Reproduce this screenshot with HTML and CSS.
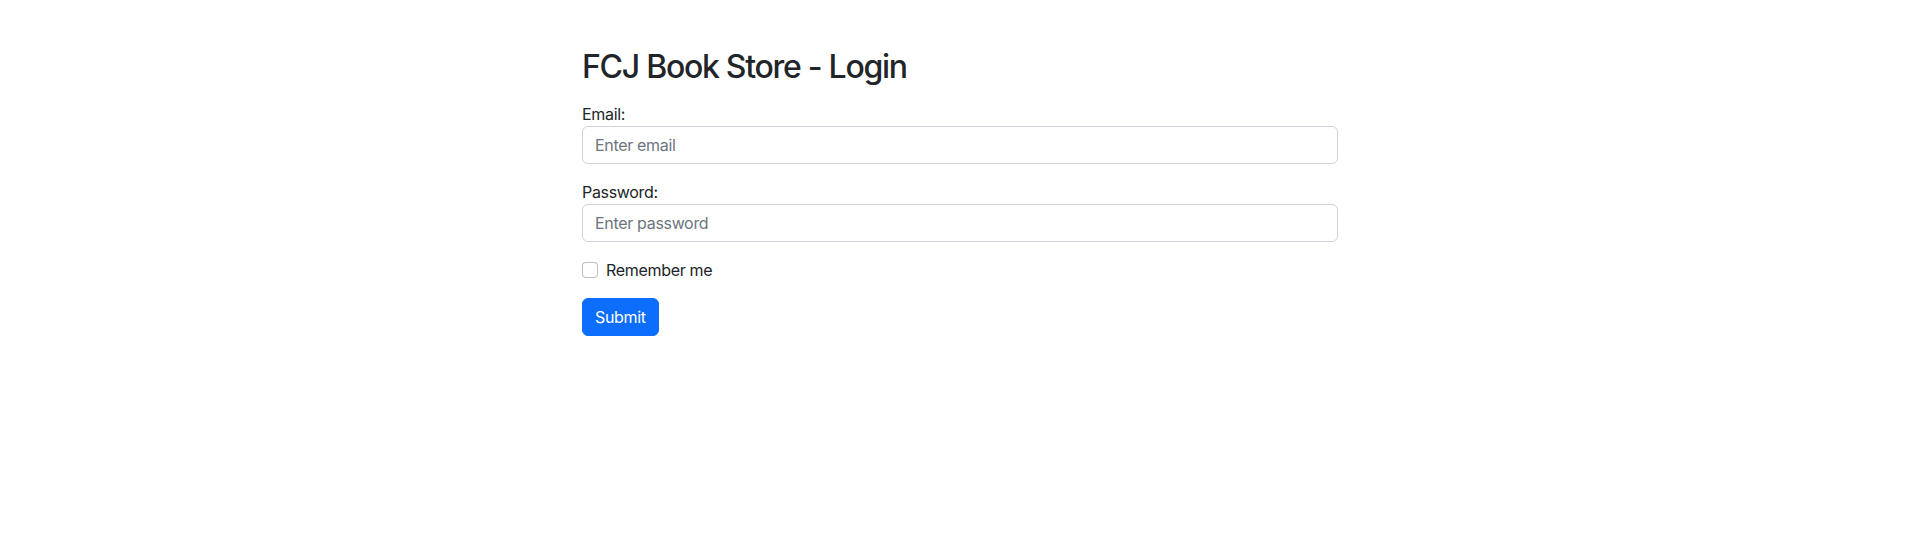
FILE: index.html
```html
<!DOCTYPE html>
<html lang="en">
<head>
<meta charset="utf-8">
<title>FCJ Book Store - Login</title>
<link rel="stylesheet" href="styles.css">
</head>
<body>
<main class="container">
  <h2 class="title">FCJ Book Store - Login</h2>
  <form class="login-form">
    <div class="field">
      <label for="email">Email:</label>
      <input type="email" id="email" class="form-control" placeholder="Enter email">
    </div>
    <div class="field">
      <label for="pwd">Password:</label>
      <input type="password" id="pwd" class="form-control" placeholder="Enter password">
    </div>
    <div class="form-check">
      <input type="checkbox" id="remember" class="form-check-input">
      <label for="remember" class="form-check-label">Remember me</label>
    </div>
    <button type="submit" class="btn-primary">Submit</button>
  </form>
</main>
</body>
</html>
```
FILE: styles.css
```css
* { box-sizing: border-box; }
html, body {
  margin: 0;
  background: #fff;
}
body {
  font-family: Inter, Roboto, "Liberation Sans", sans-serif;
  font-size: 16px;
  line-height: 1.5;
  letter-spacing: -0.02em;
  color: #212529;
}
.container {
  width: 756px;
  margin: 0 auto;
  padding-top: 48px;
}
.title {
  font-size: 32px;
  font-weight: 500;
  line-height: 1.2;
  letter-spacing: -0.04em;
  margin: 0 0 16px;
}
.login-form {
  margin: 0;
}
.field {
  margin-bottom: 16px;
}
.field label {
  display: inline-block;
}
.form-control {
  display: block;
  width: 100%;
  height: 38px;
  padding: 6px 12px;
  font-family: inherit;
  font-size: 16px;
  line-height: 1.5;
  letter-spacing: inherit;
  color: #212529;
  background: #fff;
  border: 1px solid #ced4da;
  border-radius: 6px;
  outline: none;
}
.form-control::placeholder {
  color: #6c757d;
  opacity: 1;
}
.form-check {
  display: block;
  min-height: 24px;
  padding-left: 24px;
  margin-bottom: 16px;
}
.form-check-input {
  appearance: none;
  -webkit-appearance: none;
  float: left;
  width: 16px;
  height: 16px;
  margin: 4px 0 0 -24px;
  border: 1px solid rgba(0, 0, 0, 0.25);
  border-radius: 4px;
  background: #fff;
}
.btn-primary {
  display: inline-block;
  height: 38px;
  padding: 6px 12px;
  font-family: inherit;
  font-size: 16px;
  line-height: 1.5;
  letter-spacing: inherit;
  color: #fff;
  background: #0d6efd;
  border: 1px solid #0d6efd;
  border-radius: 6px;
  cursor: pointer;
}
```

=-=-=-=-=

» SET PROBLEM:
All the lines above are to be given again exactly as they read, with the pictures removed.

» TASK ANSWER:
Reproduce this screenshot with HTML and CSS.
FILE: index.html
```html
<!DOCTYPE html>
<html lang="en">
<head>
<meta charset="utf-8">
<title>FCJ Book Store - Login</title>
<link rel="stylesheet" href="styles.css">
</head>
<body>
<main class="container">
  <h2 class="title">FCJ Book Store - Login</h2>
  <form class="login-form">
    <div class="field">
      <label for="email">Email:</label>
      <input type="email" id="email" class="form-control" placeholder="Enter email">
    </div>
    <div class="field">
      <label for="pwd">Password:</label>
      <input type="password" id="pwd" class="form-control" placeholder="Enter password">
    </div>
    <div class="form-check">
      <input type="checkbox" id="remember" class="form-check-input">
      <label for="remember" class="form-check-label">Remember me</label>
    </div>
    <button type="submit" class="btn-primary">Submit</button>
  </form>
</main>
</body>
</html>
```
FILE: styles.css
```css
* { box-sizing: border-box; }
html, body {
  margin: 0;
  background: #fff;
}
body {
  font-family: Inter, Roboto, "Liberation Sans", sans-serif;
  font-size: 16px;
  line-height: 1.5;
  letter-spacing: -0.02em;
  color: #212529;
}
.container {
  width: 756px;
  margin: 0 auto;
  padding-top: 48px;
}
.title {
  font-size: 32px;
  font-weight: 500;
  line-height: 1.2;
  letter-spacing: -0.04em;
  margin: 0 0 16px;
}
.login-form {
  margin: 0;
}
.field {
  margin-bottom: 16px;
}
.field label {
  display: inline-block;
}
.form-control {
  display: block;
  width: 100%;
  height: 38px;
  padding: 6px 12px;
  font-family: inherit;
  font-size: 16px;
  line-height: 1.5;
  letter-spacing: inherit;
  color: #212529;
  background: #fff;
  border: 1px solid #ced4da;
  border-radius: 6px;
  outline: none;
}
.form-control::placeholder {
  color: #6c757d;
  opacity: 1;
}
.form-check {
  display: block;
  min-height: 24px;
  padding-left: 24px;
  margin-bottom: 16px;
}
.form-check-input {
  appearance: none;
  -webkit-appearance: none;
  float: left;
  width: 16px;
  height: 16px;
  margin: 4px 0 0 -24px;
  border: 1px solid rgba(0, 0, 0, 0.25);
  border-radius: 4px;
  background: #fff;
}
.btn-primary {
  display: inline-block;
  height: 38px;
  padding: 6px 12px;
  font-family: inherit;
  font-size: 16px;
  line-height: 1.5;
  letter-spacing: inherit;
  color: #fff;
  background: #0d6efd;
  border: 1px solid #0d6efd;
  border-radius: 6px;
  cursor: pointer;
}
```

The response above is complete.